* [What to work on] Comb the records below for the string "index" and copy each line where it turns up.

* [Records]
────────────────────

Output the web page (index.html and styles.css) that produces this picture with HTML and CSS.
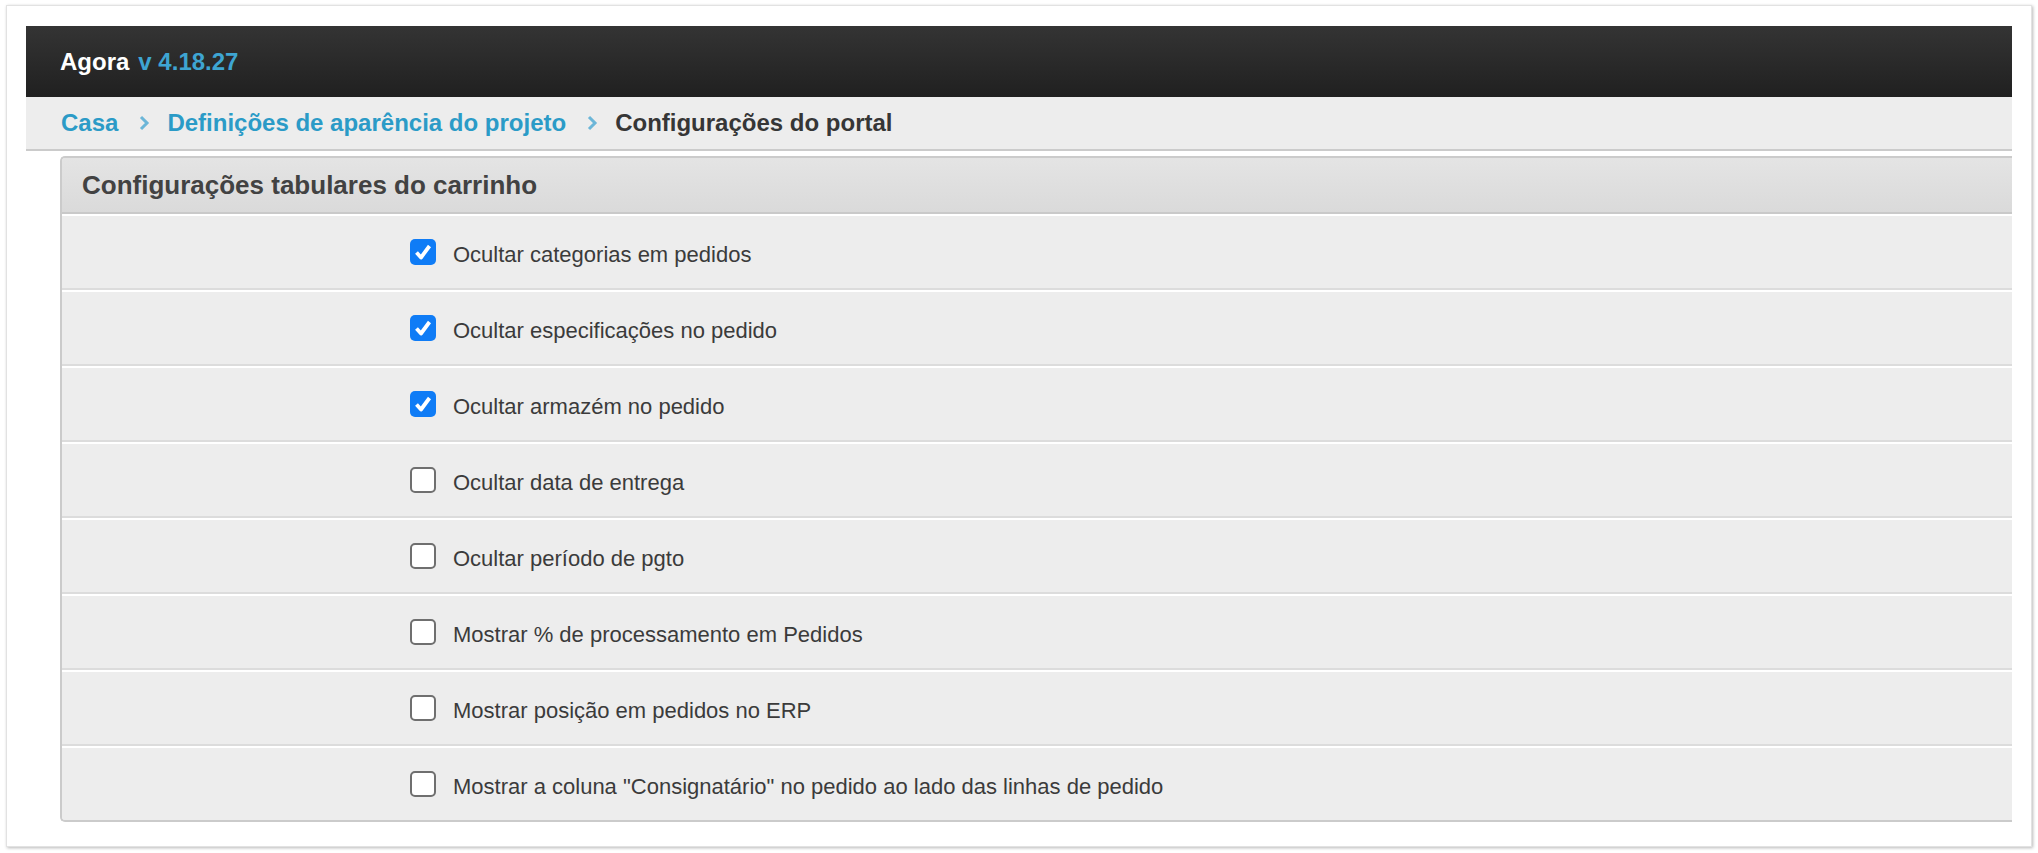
FILE: index.html
```html
<!DOCTYPE html>
<html lang="pt">
<head>
<meta charset="utf-8">
<title>Configurações do portal</title>
<link rel="stylesheet" href="styles.css">
</head>
<body>
<div class="frame">
  <header class="topbar">
    <span class="brand">Agora</span>
    <span class="version">v 4.18.27</span>
  </header>
  <nav class="crumbs">
    <a class="crumb-link" href="#">Casa</a>
    <svg class="chev" viewBox="0 0 12 16" width="12" height="16"><polyline points="3,2 9,8 3,14" fill="none" stroke="#6cb6d8" stroke-width="3"/></svg>
    <a class="crumb-link" href="#">Definições de aparência do projeto</a>
    <svg class="chev" viewBox="0 0 12 16" width="12" height="16"><polyline points="3,2 9,8 3,14" fill="none" stroke="#6cb6d8" stroke-width="3"/></svg>
    <span class="crumb-current">Configurações do portal</span>
  </nav>
  <section class="panel">
    <div class="panel-head">Configurações tabulares do carrinho</div>
    <div class="row">
      <span class="cb checked"><svg viewBox="0 0 26 26" width="26" height="26"><polyline points="6.5,13.5 11,18.5 19.5,7" fill="none" stroke="#fff" stroke-width="3.8" stroke-linejoin="round"/></svg></span>
      <span class="label">Ocultar categorias em pedidos</span>
    </div>
    <div class="row">
      <span class="cb checked"><svg viewBox="0 0 26 26" width="26" height="26"><polyline points="6.5,13.5 11,18.5 19.5,7" fill="none" stroke="#fff" stroke-width="3.8" stroke-linejoin="round"/></svg></span>
      <span class="label">Ocultar especificações no pedido</span>
    </div>
    <div class="row">
      <span class="cb checked"><svg viewBox="0 0 26 26" width="26" height="26"><polyline points="6.5,13.5 11,18.5 19.5,7" fill="none" stroke="#fff" stroke-width="3.8" stroke-linejoin="round"/></svg></span>
      <span class="label">Ocultar armazém no pedido</span>
    </div>
    <div class="row">
      <span class="cb"></span>
      <span class="label">Ocultar data de entrega</span>
    </div>
    <div class="row">
      <span class="cb"></span>
      <span class="label">Ocultar período de pgto</span>
    </div>
    <div class="row">
      <span class="cb"></span>
      <span class="label">Mostrar % de processamento em Pedidos</span>
    </div>
    <div class="row">
      <span class="cb"></span>
      <span class="label">Mostrar posição em pedidos no ERP</span>
    </div>
    <div class="row last">
      <span class="cb"></span>
      <span class="label">Mostrar a coluna "Consignatário" no pedido ao lado das linhas de pedido</span>
    </div>
  </section>
</div>
</body>
</html>
```
FILE: styles.css
```css
* { box-sizing: border-box; }
html, body { margin: 0; padding: 0; background: #fff; }
body { font-family: "Liberation Sans", Arial, Helvetica, sans-serif; }

.frame {
  margin: 5px 6px 6px 6px;
  height: 842px;
  background: #fff;
  border: 1px solid #e2e2e2;
  box-shadow: 1px 1px 3px rgba(0, 0, 0, 0.28);
  padding: 20px 19px 0 19px;
}

.topbar {
  height: 71px;
  background: linear-gradient(#343434, #202020);
  display: flex;
  align-items: center;
  gap: 9px;
  padding-left: 34px;
  font-weight: bold;
  font-size: 24px;
}
.brand { color: #fff; }
.version { color: #3ea5d2; }

.crumbs {
  height: 54px;
  background: #ededed;
  border-bottom: 2px solid #cbcbcb;
  display: flex;
  align-items: center;
  padding-left: 35px;
  font-weight: bold;
  font-size: 24px;
}
.crumb-link { color: #2b9bc7; text-decoration: none; }
.crumb-current { color: #363636; }
.chev { margin: 0 17px 0 20px; }

.panel {
  margin: 5px 0 0 34px;
  border: 2px solid #cbcbcb;
  border-right: none;
  border-radius: 5px 0 0 5px;
  background: #ededed;
  overflow: hidden;
}
.panel-head {
  height: 56px;
  border-bottom: 2px solid #c9c9c9;
  background: linear-gradient(#e4e4e4, #dadada);
  color: #424242;
  font-weight: bold;
  font-size: 26px;
  display: flex;
  align-items: center;
  padding-left: 20px;
}

.row {
  height: 76px;
  border-top: 2px solid #fff;
  border-bottom: 2px solid #dcdcdc;
  display: flex;
  align-items: center;
  padding-left: 348px;
  background: #ededed;
}
.row.last { border-bottom: none; height: 74px; }

.cb {
  width: 26px;
  height: 26px;
  border-radius: 5px;
  border: 2px solid #6f6f6f;
  background: #fff;
  flex: none;
  display: flex;
}
.cb.checked { border: none; background: #0f7cf6; }
.cb svg { display: block; }

.label {
  margin-left: 17px;
  padding-top: 6px;
  color: #3b3b3b;
  font-size: 22px;
}
```
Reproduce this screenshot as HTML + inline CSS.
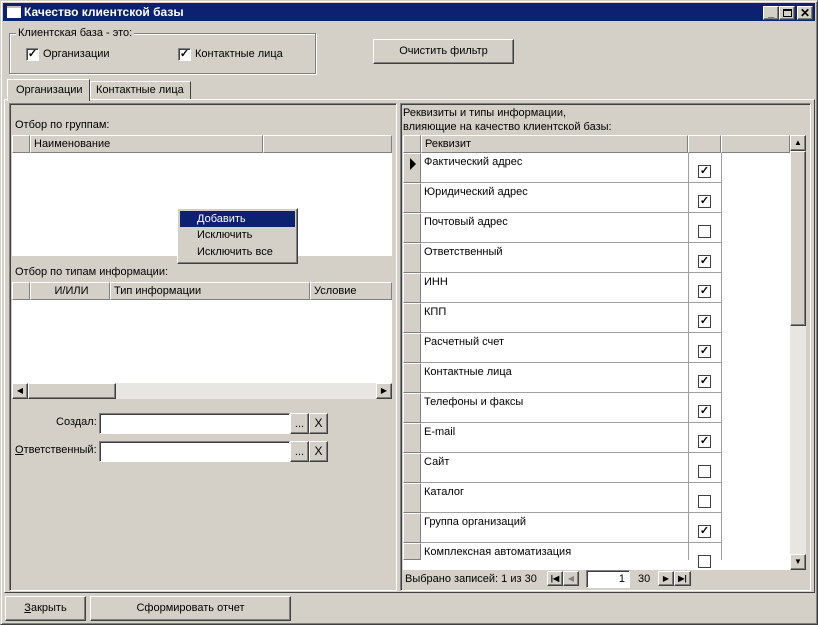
<!DOCTYPE html>
<html><head><meta charset="utf-8"><style>
*{box-sizing:border-box;margin:0;padding:0}
body{width:818px;height:625px;background:#d4d0c8;font-family:"Liberation Sans",sans-serif;font-size:11px;color:#000;position:relative;overflow:hidden}
.a{position:absolute}
.win{left:0;top:0;width:818px;height:625px;border:1px solid;border-color:#d4d0c8 #404040 #404040 #d4d0c8;box-shadow:inset 1px 1px #fff,inset -1px -1px #808080}
.title{left:3px;top:3px;width:812px;height:18px;background:#0c2270;color:#fff;font-weight:bold;font-size:12px;line-height:18px;padding-left:21px}
.btn{border:1px solid;border-color:#fff #404040 #404040 #fff;box-shadow:inset -1px -1px #808080;background:#d4d0c8;text-align:center}
.sunk{border:1px solid;border-color:#808080 #fff #fff #808080;box-shadow:inset 1px 1px #404040}
.etch{border:1px solid #808080;box-shadow:1px 1px #fff,inset 1px 1px #fff}
.cb{width:13px;height:13px;background:#fff;border:1px solid;border-color:#808080 #fff #fff #808080;box-shadow:inset 1px 1px #404040;font-size:11px;line-height:10px;text-align:center;font-weight:bold}
.hdr{background:#d4d0c8;border:1px solid;border-color:#fff #808080 #808080 #fff;height:18px;line-height:16px;padding-left:3px}
.white{background:#fff}
</style></head><body>
<div class="a win"></div>
<div class="a title">Качество клиентской базы</div>
<div class="a" style="left:7px;top:6px;width:14px;height:12px;background:#fff;border-top:2px solid #c0c0c0"></div>
<div class="a btn" style="left:763px;top:6px;width:16px;height:14px;font-size:11px;line-height:12px;font-weight:bold">_</div>
<div class="a btn" style="left:779px;top:6px;width:16px;height:14px"><div class="a" style="left:3px;top:2px;width:9px;height:8px;border:1px solid #000;border-top-width:2px"></div></div>
<div class="a btn" style="left:797px;top:6px;width:16px;height:14px;font-size:12px;line-height:12px;font-weight:bold">✕</div>

<div class="a etch" style="left:9px;top:33px;width:307px;height:41px"></div>
<div class="a" style="left:16px;top:27px;background:#d4d0c8;padding:0 2px">Клиентская база - это:</div>
<div class="a cb" style="left:26px;top:48px">✓</div><div class="a" style="left:43px;top:48px">Организации</div>
<div class="a cb" style="left:178px;top:48px">✓</div><div class="a" style="left:195px;top:48px">Контактные лица</div>
<div class="a btn" style="left:373px;top:39px;width:141px;height:25px;line-height:22px">Очистить фильтр</div>

<div class="a" style="left:4px;top:99px;width:811px;height:494px;border:1px solid;border-color:#fff #404040 #404040 #fff"></div>
<div class="a" style="left:7px;top:79px;width:83px;height:22px;background:#d4d0c8;border:1px solid;border-color:#fff #404040 transparent #fff;border-bottom:none;line-height:20px;padding-left:8px">Организации</div>
<div class="a" style="left:90px;top:81px;width:101px;height:18px;border:1px solid;border-color:#fff #404040 transparent #fff;border-bottom:none;line-height:17px;padding-left:5px">Контактные лица</div>

<div class="a sunk" style="left:9px;top:103px;width:388px;height:488px"></div>
<div class="a" style="left:15px;top:119px">Отбор по группам:</div>
<div class="a white" style="left:12px;top:135px;width:380px;height:121px"></div>
<div class="a hdr" style="left:12px;top:135px;width:18px"></div>
<div class="a hdr" style="left:30px;top:135px;width:233px">Наименование</div>
<div class="a hdr" style="left:263px;top:135px;width:129px"></div>

<div class="a" style="left:15px;top:266px">Отбор по типам информации:</div>
<div class="a white" style="left:12px;top:282px;width:380px;height:101px"></div>
<div class="a hdr" style="left:12px;top:282px;width:18px"></div>
<div class="a hdr" style="left:30px;top:282px;width:80px;text-align:center">И/ИЛИ</div>
<div class="a hdr" style="left:110px;top:282px;width:200px">Тип информации</div>
<div class="a hdr" style="left:310px;top:282px;width:82px">Условие</div>
<div class="a" style="left:12px;top:383px;width:380px;height:16px;background:#e8e6e2"></div>
<div class="a btn" style="left:12px;top:383px;width:16px;height:16px;font-size:8px;line-height:14px">◀</div>
<div class="a btn" style="left:28px;top:383px;width:88px;height:16px"></div>
<div class="a btn" style="left:376px;top:383px;width:16px;height:16px;font-size:8px;line-height:14px">▶</div>

<div class="a" style="left:56px;top:416px">Создал:</div>
<div class="a sunk white" style="left:99px;top:413px;width:191px;height:21px"></div>
<div class="a btn" style="left:290px;top:413px;width:19px;height:21px;line-height:20px">...</div>
<div class="a btn" style="left:309px;top:413px;width:19px;height:21px;line-height:19px;font-size:12px">X</div>
<div class="a" style="left:15px;top:444px"><u>О</u>тветственный:</div>
<div class="a sunk white" style="left:99px;top:441px;width:191px;height:21px"></div>
<div class="a btn" style="left:290px;top:441px;width:19px;height:21px;line-height:20px">...</div>
<div class="a btn" style="left:309px;top:441px;width:19px;height:21px;line-height:19px;font-size:12px">X</div>

<div class="a btn" style="left:177px;top:208px;width:121px;height:56px;text-align:left"></div>
<div class="a" style="left:180px;top:211px;width:115px;height:16px;background:#0c2270;color:#fff;line-height:16px;padding-left:17px">Добавить</div>
<div class="a" style="left:197px;top:229px">Исключить</div>
<div class="a" style="left:197px;top:246px">Исключить все</div>

<div class="a sunk" style="left:400px;top:103px;width:411px;height:488px"></div>
<div class="a" style="left:403px;top:106px;line-height:14px">Реквизиты и типы информации,<br>влияющие на качество клиентской базы:</div>
<div class="a white" style="left:403px;top:135px;width:387px;height:435px"></div>
<div class="a hdr" style="left:403px;top:135px;width:18px"></div>
<div class="a hdr" style="left:421px;top:135px;width:267px">Реквизит</div>
<div class="a hdr" style="left:688px;top:135px;width:33px"></div>
<div class="a hdr" style="left:721px;top:135px;width:69px"></div>
<div class="a" style="left:790px;top:135px;width:16px;height:435px;background:#e8e6e2"></div>
<div class="a btn" style="left:790px;top:135px;width:16px;height:16px;font-size:8px;line-height:14px">▲</div>
<div class="a btn" style="left:790px;top:151px;width:16px;height:175px"></div>
<div class="a btn" style="left:790px;top:554px;width:16px;height:16px;font-size:8px;line-height:14px">▼</div>
<div id="rows"></div>
<script>
var items=[["Фактический адрес",1],["Юридический адрес",1],["Почтовый адрес",0],["Ответственный",1],["ИНН",1],["КПП",1],["Расчетный счет",1],["Контактные лица",1],["Телефоны и факсы",1],["E-mail",1],["Сайт",0],["Каталог",0],["Группа организаций",1],["Комплексная автоматизация",0]];
var h="";items.forEach(function(it,i){var y=153+i*30;var hh=i==13?17:30;
h+='<div class="a" style="left:403px;top:'+y+'px;width:18px;height:'+hh+'px;background:#d4d0c8;border:1px solid;border-color:#fff #808080 #808080 #fff"></div>';
if(i==0)h+='<div class="a" style="left:410px;top:'+(y+5)+'px;width:0;height:0;border-left:6px solid #000;border-top:6px solid transparent;border-bottom:6px solid transparent"></div>';
h+='<div class="a" style="left:421px;top:'+y+'px;width:300px;height:'+hh+'px;border-bottom:'+(i==13?0:1)+'px solid #a0a0a0"></div>';
h+='<div class="a" style="left:688px;top:'+y+'px;width:1px;height:'+hh+'px;background:#a0a0a0"></div><div class="a" style="left:721px;top:'+y+'px;width:1px;height:'+hh+'px;background:#a0a0a0"></div>';
h+='<div class="a" style="left:424px;top:'+(y+3)+'px">'+it[0]+'</div>';
h+='<div class="a cb" style="left:698px;top:'+(y+12)+'px;box-shadow:none;border:1px solid #404040">'+(it[1]?'✓':'')+'</div>';});
document.getElementById("rows").innerHTML=h;
</script>
<div class="a" style="left:405px;top:573px">Выбрано записей: 1 из 30</div>
<div class="a btn" style="left:547px;top:571px;width:16px;height:15px;font-size:8px;line-height:13px;font-weight:bold">|◀</div>
<div class="a btn" style="left:563px;top:571px;width:16px;height:15px;font-size:8px;line-height:13px;color:#808080">◀</div>
<div class="a sunk white" style="left:586px;top:570px;width:44px;height:18px;text-align:right;padding-right:4px;line-height:16px">1</div>
<div class="a" style="left:638px;top:573px">30</div>
<div class="a btn" style="left:658px;top:571px;width:16px;height:15px;font-size:8px;line-height:13px">▶</div>
<div class="a btn" style="left:674px;top:571px;width:17px;height:15px;font-size:8px;line-height:13px;font-weight:bold">▶|</div>

<div class="a btn" style="left:5px;top:596px;width:81px;height:25px;line-height:23px"><u>З</u>акрыть</div>
<div class="a btn" style="left:90px;top:596px;width:201px;height:25px;line-height:23px">Сформировать отчет</div>
</body></html>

────────────────────

* [Result of this task]
Output the web page (index.html and styles.css) that produces this picture with HTML and CSS.
FILE: index.html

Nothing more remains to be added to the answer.